# Recorded data
•••••

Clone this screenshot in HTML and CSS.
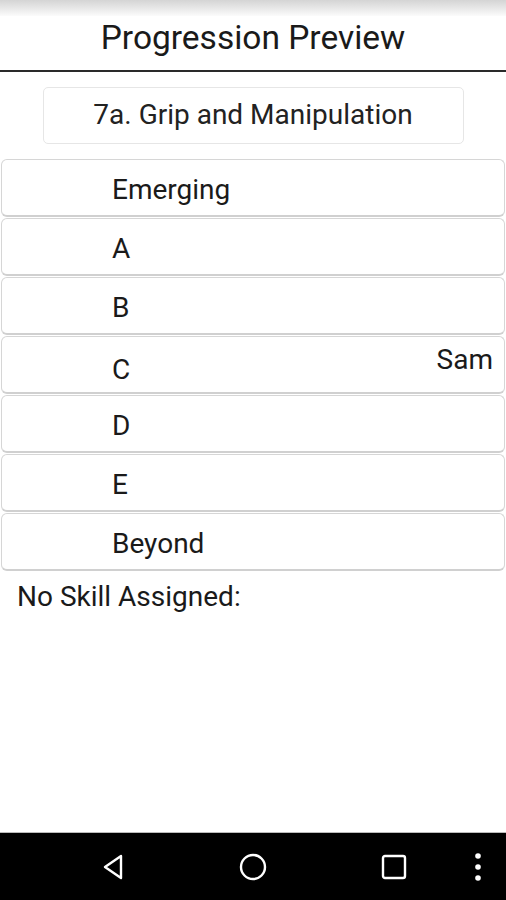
FILE: index.html
```html
<!DOCTYPE html>
<html lang="en">
<head>
  <meta charset="UTF-8" />
  <title>Progression Preview</title>
  <link rel="stylesheet" href="styles.css">
</head>
<body>
  <div class="screen">
    <div class="status-shade"></div>
    <h1 class="title">Progression Preview</h1>

    <div class="content">
      <div class="subject">7a. Grip and Manipulation</div>

      <div class="levels">
        <div class="level"><span class="label">Emerging</span></div>
        <div class="level"><span class="label">A</span></div>
        <div class="level"><span class="label">B</span></div>
        <div class="level has-student"><span class="label">C</span><span class="student">Sam</span></div>
        <div class="level"><span class="label">D</span></div>
        <div class="level"><span class="label">E</span></div>
        <div class="level"><span class="label">Beyond</span></div>
      </div>

      <div class="unassigned">No Skill Assigned:</div>
    </div>

    <div class="navbar">
      <svg class="nav-icon" width="26" height="28" viewBox="0 0 26 28">
        <path d="M20 3 L4 14 L20 25 Z" fill="none" stroke="#fff" stroke-width="2.4" stroke-linejoin="round"/>
      </svg>
      <svg class="nav-icon" width="30" height="30" viewBox="0 0 30 30">
        <circle cx="15" cy="15" r="12" fill="none" stroke="#fff" stroke-width="2.4"/>
      </svg>
      <svg class="nav-icon" width="28" height="28" viewBox="0 0 28 28">
        <rect x="3" y="3" width="22" height="22" rx="2" fill="none" stroke="#fff" stroke-width="2.4"/>
      </svg>
      <svg class="nav-more" width="8" height="30" viewBox="0 0 8 30">
        <circle cx="4" cy="4" r="2.8" fill="#fff"/>
        <circle cx="4" cy="15" r="2.8" fill="#fff"/>
        <circle cx="4" cy="26" r="2.8" fill="#fff"/>
      </svg>
    </div>
  </div>
</body>
</html>
```

FILE: styles.css
```css
html, body {
  margin: 0;
  padding: 0;
}
body {
  background: #fff;
  color: #1a1a1a;
  font-family: Roboto, "Noto Sans", sans-serif;
}
.screen {
  display: flex;
  flex-direction: column;
  height: 900px;
}
.status-shade {
  height: 16px;
  background: linear-gradient(#d4d4d4, #fbfbfb);
}
.title {
  margin: 0;
  height: 54px;
  line-height: 44px;
  font-size: 33.5px;
  font-weight: 400;
  text-align: center;
  border-bottom: 2px solid #2a2a2a;
}
.content {
  flex: 1;
}
.subject {
  width: 419px;
  height: 55px;
  margin: 15px auto 15px;
  border: 1px solid #e6e6e6;
  border-radius: 5px;
  font-size: 28px;
  line-height: 53px;
  text-align: center;
  color: #222;
}
.levels {
  display: flex;
  flex-direction: column;
  gap: 1px;
  padding: 0 1px 0 1px;
}
.level {
  display: flex;
  justify-content: space-between;
  height: 55px;
  border: 1px solid #d6d6d6;
  border-bottom: 2px solid #d0d0d0;
  border-radius: 6px;
  font-size: 28px;
}
.label {
  align-self: center;
  padding-left: 110px;
  padding-top: 4px;
}
.has-student .label {
  padding-top: 9px;
}
.student {
  align-self: flex-start;
  margin-top: 6px;
  padding-right: 11px;
}
.unassigned {
  padding: 9px 0 0 17px;
  font-size: 28px;
}
.navbar {
  display: flex;
  align-items: center;
  height: 67px;
  background: #000;
  border-top: 1px solid #bbb;
  position: relative;
}
.nav-icon {
  position: absolute;
}
.nav-icon:nth-child(1) { left: 101px; }
.nav-icon:nth-child(2) { left: 238px; }
.nav-icon:nth-child(3) { left: 380px; }
.nav-more {
  position: absolute;
  left: 474px;
}
```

•••••

# Problem to work on
Return the listing above word for word, with the pictures removed.

# Complete answer
Clone this screenshot in HTML and CSS.
FILE: index.html
```html
<!DOCTYPE html>
<html lang="en">
<head>
  <meta charset="UTF-8" />
  <title>Progression Preview</title>
  <link rel="stylesheet" href="styles.css">
</head>
<body>
  <div class="screen">
    <div class="status-shade"></div>
    <h1 class="title">Progression Preview</h1>

    <div class="content">
      <div class="subject">7a. Grip and Manipulation</div>

      <div class="levels">
        <div class="level"><span class="label">Emerging</span></div>
        <div class="level"><span class="label">A</span></div>
        <div class="level"><span class="label">B</span></div>
        <div class="level has-student"><span class="label">C</span><span class="student">Sam</span></div>
        <div class="level"><span class="label">D</span></div>
        <div class="level"><span class="label">E</span></div>
        <div class="level"><span class="label">Beyond</span></div>
      </div>

      <div class="unassigned">No Skill Assigned:</div>
    </div>

    <div class="navbar">
      <svg class="nav-icon" width="26" height="28" viewBox="0 0 26 28">
        <path d="M20 3 L4 14 L20 25 Z" fill="none" stroke="#fff" stroke-width="2.4" stroke-linejoin="round"/>
      </svg>
      <svg class="nav-icon" width="30" height="30" viewBox="0 0 30 30">
        <circle cx="15" cy="15" r="12" fill="none" stroke="#fff" stroke-width="2.4"/>
      </svg>
      <svg class="nav-icon" width="28" height="28" viewBox="0 0 28 28">
        <rect x="3" y="3" width="22" height="22" rx="2" fill="none" stroke="#fff" stroke-width="2.4"/>
      </svg>
      <svg class="nav-more" width="8" height="30" viewBox="0 0 8 30">
        <circle cx="4" cy="4" r="2.8" fill="#fff"/>
        <circle cx="4" cy="15" r="2.8" fill="#fff"/>
        <circle cx="4" cy="26" r="2.8" fill="#fff"/>
      </svg>
    </div>
  </div>
</body>
</html>
```

FILE: styles.css
```css
html, body {
  margin: 0;
  padding: 0;
}
body {
  background: #fff;
  color: #1a1a1a;
  font-family: Roboto, "Noto Sans", sans-serif;
}
.screen {
  display: flex;
  flex-direction: column;
  height: 900px;
}
.status-shade {
  height: 16px;
  background: linear-gradient(#d4d4d4, #fbfbfb);
}
.title {
  margin: 0;
  height: 54px;
  line-height: 44px;
  font-size: 33.5px;
  font-weight: 400;
  text-align: center;
  border-bottom: 2px solid #2a2a2a;
}
.content {
  flex: 1;
}
.subject {
  width: 419px;
  height: 55px;
  margin: 15px auto 15px;
  border: 1px solid #e6e6e6;
  border-radius: 5px;
  font-size: 28px;
  line-height: 53px;
  text-align: center;
  color: #222;
}
.levels {
  display: flex;
  flex-direction: column;
  gap: 1px;
  padding: 0 1px 0 1px;
}
.level {
  display: flex;
  justify-content: space-between;
  height: 55px;
  border: 1px solid #d6d6d6;
  border-bottom: 2px solid #d0d0d0;
  border-radius: 6px;
  font-size: 28px;
}
.label {
  align-self: center;
  padding-left: 110px;
  padding-top: 4px;
}
.has-student .label {
  padding-top: 9px;
}
.student {
  align-self: flex-start;
  margin-top: 6px;
  padding-right: 11px;
}
.unassigned {
  padding: 9px 0 0 17px;
  font-size: 28px;
}
.navbar {
  display: flex;
  align-items: center;
  height: 67px;
  background: #000;
  border-top: 1px solid #bbb;
  position: relative;
}
.nav-icon {
  position: absolute;
}
.nav-icon:nth-child(1) { left: 101px; }
.nav-icon:nth-child(2) { left: 238px; }
.nav-icon:nth-child(3) { left: 380px; }
.nav-more {
  position: absolute;
  left: 474px;
}
```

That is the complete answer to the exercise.